GOAL: Reproduce every record exactly as it appears, but not the pictures.

## Begin DATA SUPPLIED

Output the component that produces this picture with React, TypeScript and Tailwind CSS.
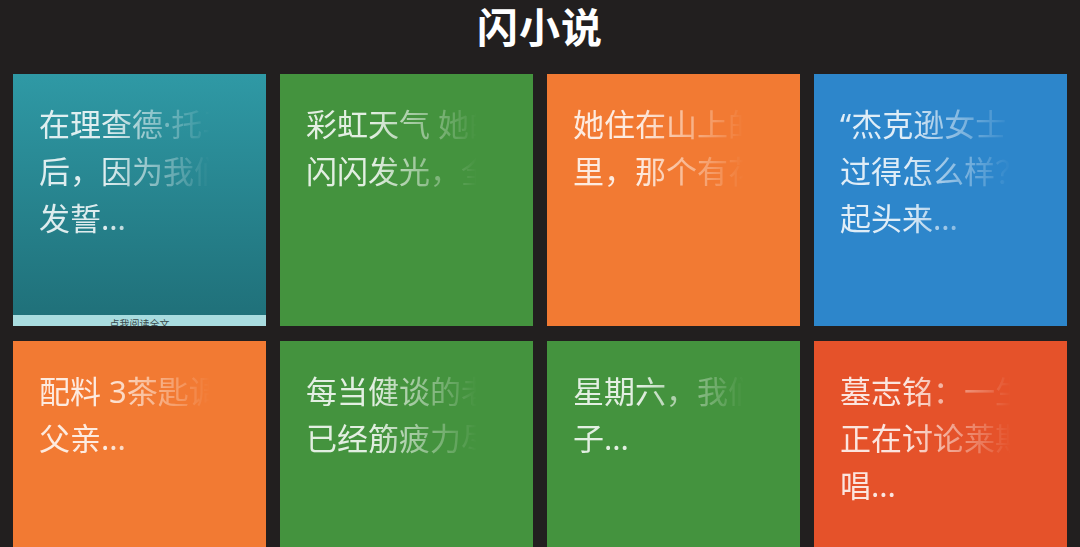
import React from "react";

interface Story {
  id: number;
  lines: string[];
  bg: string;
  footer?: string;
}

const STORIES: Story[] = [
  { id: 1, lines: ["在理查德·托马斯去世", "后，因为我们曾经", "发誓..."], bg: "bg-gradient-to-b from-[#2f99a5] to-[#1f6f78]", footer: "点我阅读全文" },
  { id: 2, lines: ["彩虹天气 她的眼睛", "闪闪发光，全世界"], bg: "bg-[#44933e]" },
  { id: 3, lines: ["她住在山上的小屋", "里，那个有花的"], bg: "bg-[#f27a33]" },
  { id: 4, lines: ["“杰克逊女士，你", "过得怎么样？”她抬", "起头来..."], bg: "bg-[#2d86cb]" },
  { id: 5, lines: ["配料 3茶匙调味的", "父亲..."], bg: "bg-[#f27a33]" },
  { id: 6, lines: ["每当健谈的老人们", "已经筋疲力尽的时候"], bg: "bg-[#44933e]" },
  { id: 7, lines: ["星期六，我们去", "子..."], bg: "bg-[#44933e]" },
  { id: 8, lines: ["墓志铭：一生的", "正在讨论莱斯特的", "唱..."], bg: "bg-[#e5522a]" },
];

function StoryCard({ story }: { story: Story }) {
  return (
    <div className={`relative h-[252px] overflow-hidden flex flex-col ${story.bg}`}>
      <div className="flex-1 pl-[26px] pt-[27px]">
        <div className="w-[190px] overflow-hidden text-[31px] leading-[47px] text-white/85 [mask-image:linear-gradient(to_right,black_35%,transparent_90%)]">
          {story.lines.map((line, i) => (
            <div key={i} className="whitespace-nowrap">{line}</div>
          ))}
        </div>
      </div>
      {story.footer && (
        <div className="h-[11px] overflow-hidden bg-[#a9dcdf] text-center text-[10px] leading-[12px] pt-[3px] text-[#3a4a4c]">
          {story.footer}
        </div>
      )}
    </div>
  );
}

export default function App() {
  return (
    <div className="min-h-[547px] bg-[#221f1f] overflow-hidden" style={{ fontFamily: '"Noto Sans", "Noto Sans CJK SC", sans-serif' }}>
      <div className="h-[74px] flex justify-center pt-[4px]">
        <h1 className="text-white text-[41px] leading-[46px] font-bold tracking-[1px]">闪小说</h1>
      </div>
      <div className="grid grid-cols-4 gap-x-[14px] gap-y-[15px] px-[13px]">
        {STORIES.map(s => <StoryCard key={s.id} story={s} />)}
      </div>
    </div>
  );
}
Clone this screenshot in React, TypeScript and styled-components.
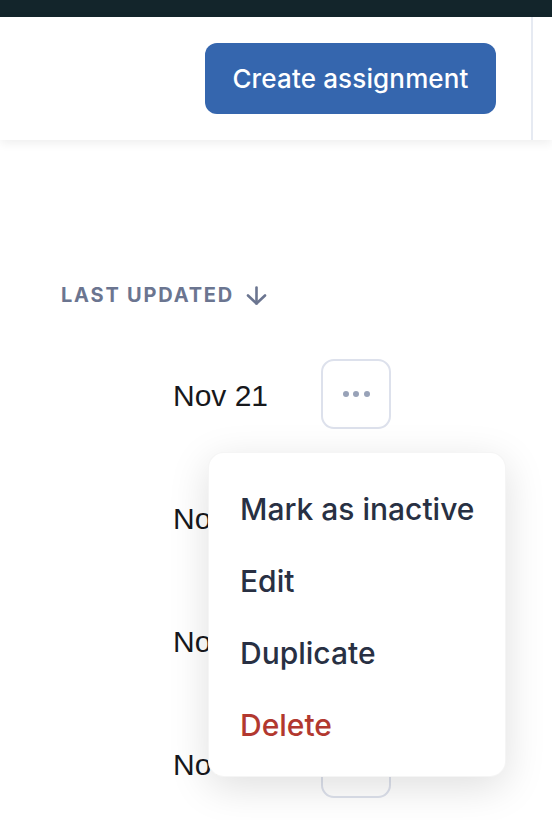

## End DATA SUPPLIED

REPLY:
Output the component that produces this picture with React, TypeScript and Tailwind CSS.
import React from "react";

interface Story {
  id: number;
  lines: string[];
  bg: string;
  footer?: string;
}

const STORIES: Story[] = [
  { id: 1, lines: ["在理查德·托马斯去世", "后，因为我们曾经", "发誓..."], bg: "bg-gradient-to-b from-[#2f99a5] to-[#1f6f78]", footer: "点我阅读全文" },
  { id: 2, lines: ["彩虹天气 她的眼睛", "闪闪发光，全世界"], bg: "bg-[#44933e]" },
  { id: 3, lines: ["她住在山上的小屋", "里，那个有花的"], bg: "bg-[#f27a33]" },
  { id: 4, lines: ["“杰克逊女士，你", "过得怎么样？”她抬", "起头来..."], bg: "bg-[#2d86cb]" },
  { id: 5, lines: ["配料 3茶匙调味的", "父亲..."], bg: "bg-[#f27a33]" },
  { id: 6, lines: ["每当健谈的老人们", "已经筋疲力尽的时候"], bg: "bg-[#44933e]" },
  { id: 7, lines: ["星期六，我们去", "子..."], bg: "bg-[#44933e]" },
  { id: 8, lines: ["墓志铭：一生的", "正在讨论莱斯特的", "唱..."], bg: "bg-[#e5522a]" },
];

function StoryCard({ story }: { story: Story }) {
  return (
    <div className={`relative h-[252px] overflow-hidden flex flex-col ${story.bg}`}>
      <div className="flex-1 pl-[26px] pt-[27px]">
        <div className="w-[190px] overflow-hidden text-[31px] leading-[47px] text-white/85 [mask-image:linear-gradient(to_right,black_35%,transparent_90%)]">
          {story.lines.map((line, i) => (
            <div key={i} className="whitespace-nowrap">{line}</div>
          ))}
        </div>
      </div>
      {story.footer && (
        <div className="h-[11px] overflow-hidden bg-[#a9dcdf] text-center text-[10px] leading-[12px] pt-[3px] text-[#3a4a4c]">
          {story.footer}
        </div>
      )}
    </div>
  );
}

export default function App() {
  return (
    <div className="min-h-[547px] bg-[#221f1f] overflow-hidden" style={{ fontFamily: '"Noto Sans", "Noto Sans CJK SC", sans-serif' }}>
      <div className="h-[74px] flex justify-center pt-[4px]">
        <h1 className="text-white text-[41px] leading-[46px] font-bold tracking-[1px]">闪小说</h1>
      </div>
      <div className="grid grid-cols-4 gap-x-[14px] gap-y-[15px] px-[13px]">
        {STORIES.map(s => <StoryCard key={s.id} story={s} />)}
      </div>
    </div>
  );
}
Clone this screenshot in React, TypeScript and styled-components.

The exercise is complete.